Published September 12, 2005
| Associated Press
WASHINGTON – John Roberts is an appeals court judge with a multimillion-dollar portfolio, a spouse who is a successful lawyer and a broad roster of clients from his days in private practice.
Those all mean he probably will have to disqualify himself from dozens of Supreme Court (search) cases should he become chief justice. It is an situation that, while not unusual, would leave the nine-member court with a potential for tie votes.
Roberts, whose confirmation hearings are to begin Monday, can minimize his problems. For example, he could put his money in mutual funds or other types of investments. But ethics experts say his early years on the Supreme Court will require diligence to avoid conflicts.
Potential personal conflicts, along with questions about his appellate opinions and correspondence as a lawyer during two Republican administrations, are expected to dominate the hearings by the Senate Judiciary Committee (search).
The Supreme Court begins its new term Oct. 3 with a full lineup of cases on issues such as abortion and physician assisted suicide, as well as matters that affect a company's bottom line.
By law, judges must not participate in cases brought by companies in which judges or family members own stock — even one share. Justices police themselves when it comes to ethical conflicts and cannot be overruled.
"The justice is a law into himself or herself on that issue," said Stephen Gillers, a professor at New York University's School of Law.
Young law school graduates who clerk for justices comb through the thousands of appeals filed each year to find possible conflicts. Justices do not have to explain why they are sitting out a case.
The most frequent cause of conflicts is money.
"Most of the justices try to make their finances a nonissue by not holding significant stocks directly. But there are no rules, and it's ultimately a matter of personal choice," said Washington lawyer Thomas Goldstein who regularly argues cases at the high court and tracks voting trends.
Disqualifications are not uncommon, especially among the wealthier justices who have extensive stocks. Six of the current eight justices are millionaires.

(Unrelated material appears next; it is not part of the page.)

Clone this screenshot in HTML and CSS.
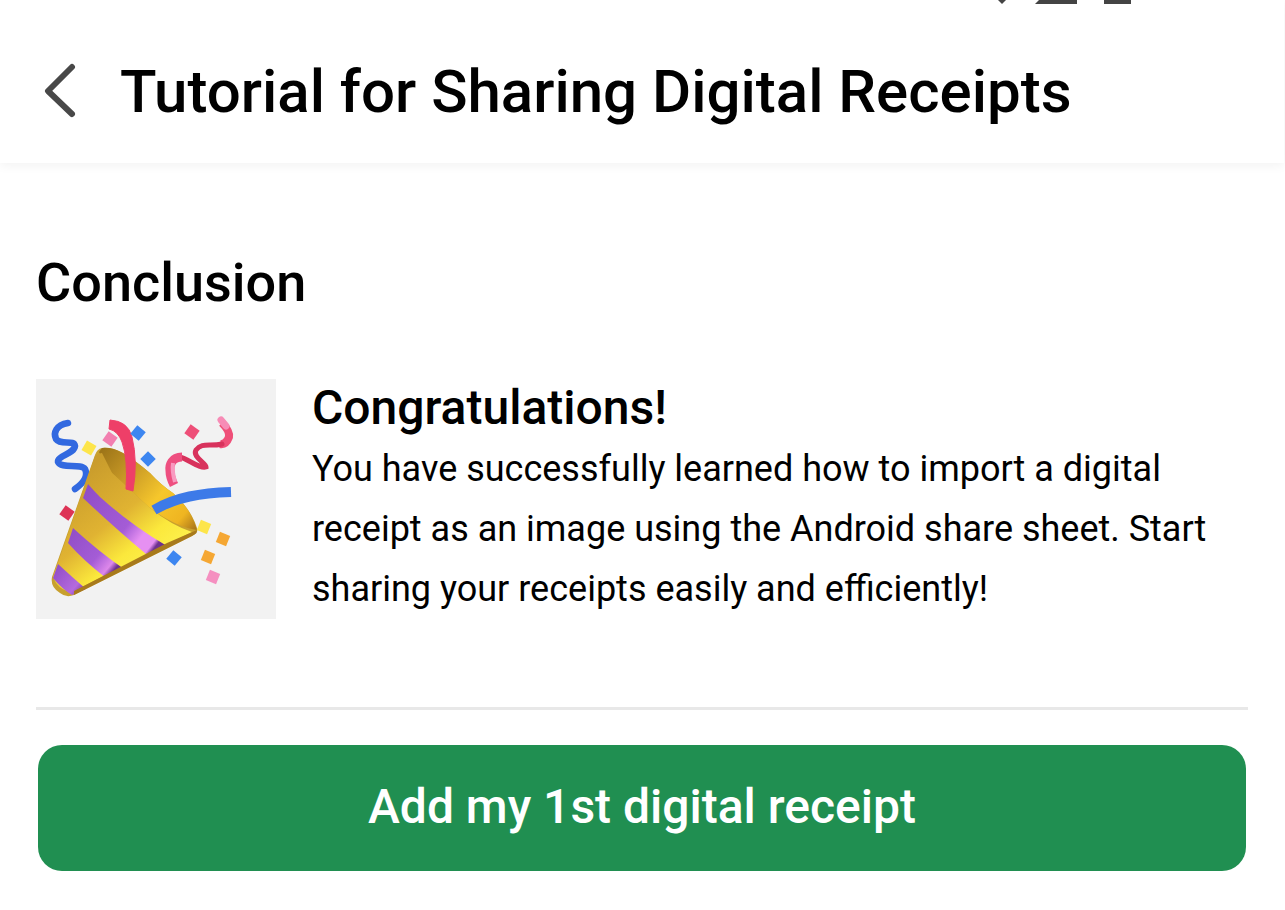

In the past year, there were 112 recusals — when justices take themselves out of a case — in opinions and orders. The court deals with more than 8,000 appeals a year. By Goldstein's count, Justice Stephen Breyer stepped aside 60 times and Justice Sandra Day O'Connor (search) 27.
O'Connor has done so about 730 times during her 24 years on the court, Goldstein said.
Roberts' investment portfolio includes stock Coca-Cola (search), Disney and telecommunications and prescription drug companies.
Papers Roberts submitted to the Senate over the summer put his wealth at more than $5 million — well above that of his mentor, William H. Rehnquist (search), who became chief justice in 1986 and died last weekend, and Rehnquist's predecessor, Warren Burger.
Burger was named chief justice in 1969 after ethics questions doomed Abe Fortas' nomination for the job.
Fortas, an associate justice, was filibustered in the Senate in 1968 part because he had received $15,000 for teaching college seminars. Fortas resigned the next year after it was revealed that he also accepted money from a private foundation.
Roberts, a Harvard Law School graduate with a squeaky clean image, is expected to be cautious.
"I don't think there will be any sloppiness. We're not talking Abe Fortas here," said A. E. Dick Howard of the University of Virginia, an expert on the high court. "I don't think he'll try to dance around the recusal problem. He may find ways not to overdo it."
If a chief justice stays out of a case, the next senior justice presides at oral argument and oversees the voting.
Judges also are required by law to withdraw when their impartiality might reasonably be questioned.
Last year, Justice Antonin Scalia (search) refused to step aside in a case filed by Vice President Dick Cheney, a friend. Cheney and Scalia had taken a hunting vacation together shortly after the court agreed to consider whether the Bush administration had to release information about private meetings of Cheney's energy task force.
Roberts has told the Senate he would stay out of some cases involving his former law firm and clients, abiding by guidelines from the federal court's policymaking board. He could face conflict issues related to his wife's financial interest as a partner at a prominent Washington law firm.
Roberts was a top Supreme Court lawyer earning more than $1 million a year when Bush named him in 2003 to the federal appeals court based in Washington.
Roberts took himself out of a major case now at the Supreme Court: the administration's attempt to seek $280 billion in profits from tobacco companies. Roberts did not give a reason, but his former law firm has taken positions adverse to the tobacco industry on behalf of health care clients.
Roberts has come under criticism from Gillers and other legal ethicists for ruling on a case involving the administration while he was meeting with White House officials who were preparing for a vacancy on the high court.
Roberts was among the judges who said the Pentagon could hold military commissions, or tribunals, for a foreign terrorism suspect at Guantanamo Bay, Cuba.
The Supreme Court will decide this fall whether to review that case, which would be an important test of the president's wartime powers.
Roberts would immediately take himself out of the case and others he voted on as an appeals court judge. Although not required, it is considered unseemly for judges to attempt to judge their own opinions.